On September 18, investor, author, and financial commentator Jim Rogers chatted with host Lauren Lyster of Yahoo! Finance’s The Daily Ticker. Gold was one of the topics they discussed. From their exchange:

LYSTER: What about gold? Because you were dead on. You said gold could go to 1,200, gold could go to 1,100, it’s a 12-year bull market, that’s not normal. It did exactly that. It went to about 1,200. Now it’s above 13. Where do you think it goes though? Because you also said that it really needed to shake out all the faithful diehards. That it can go as low as 900- a 50 percent correction wouldn’t bee abnormal. So do you think gold still has a lot lower to go?
ROGERS: Well, I’m delighted you remember. My goodness. Wow, I’m very impressed. Yes, I have not bought gold- yet. I mean, I bought a little bit when it was at 1,200, in case. But, in my view, it’s likely, it’s probable, it’s even, well let’s say, possible that gold will go to between 900 and 1,000. If it does, if it does, I hope I’m smart enough to buy a lot more.

Lyster went on to say:

A lot of the bearish predictions that had people buying gold haven’t played out and don’t seem to be on the horizon anymore.

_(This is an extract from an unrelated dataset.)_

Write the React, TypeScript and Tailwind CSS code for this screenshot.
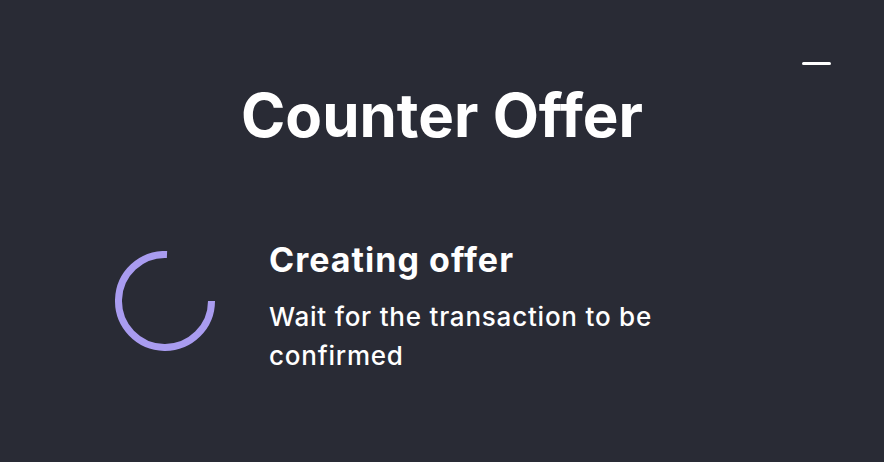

Regrettably, it sounds like Lyster has been partaking in the Kool-Aid being doled out by the politicians and central bankers.

Based on a waffling “recovery” marked by a federal funds rate still near zero, years of trillion-dollar federal budget deficits, a $16.7 trillion federal borrowing limit being reached, significant part-time as opposed to full-time national job creation, an unemployment rate falling because Americans are giving up looking for work, and the Fed’s refusal to take away the punch bowl just yet and sustain the massive money printing going on, one could argue that gold’s fundamentals not only remain intact, but keep getting stronger.

“Bearish predictions… haven’t played out and don’t seem to be on the horizon anymore.” Hogwash. The threats to our economy and larger financial system that made themselves known during the “Panic of ’08 still linger on 5 years later and have never been resolved- only papered-over for the time being.


“Gold Rallies on Fed’s Taper Delay: Jim Rogers Forecasts a Drop to $900 Ahead”
Yahoo! Finance Video

By Christopher E. Hill, Editor
Survival And Prosperity (www.survivalandprosperity.com)

(Editor’s notes: Info added to “Crash Prophets” page; I am not responsible for any personal liability, loss, or risk incurred as a consequence of the use and application, either directly or indirectly, of any information presented herein.)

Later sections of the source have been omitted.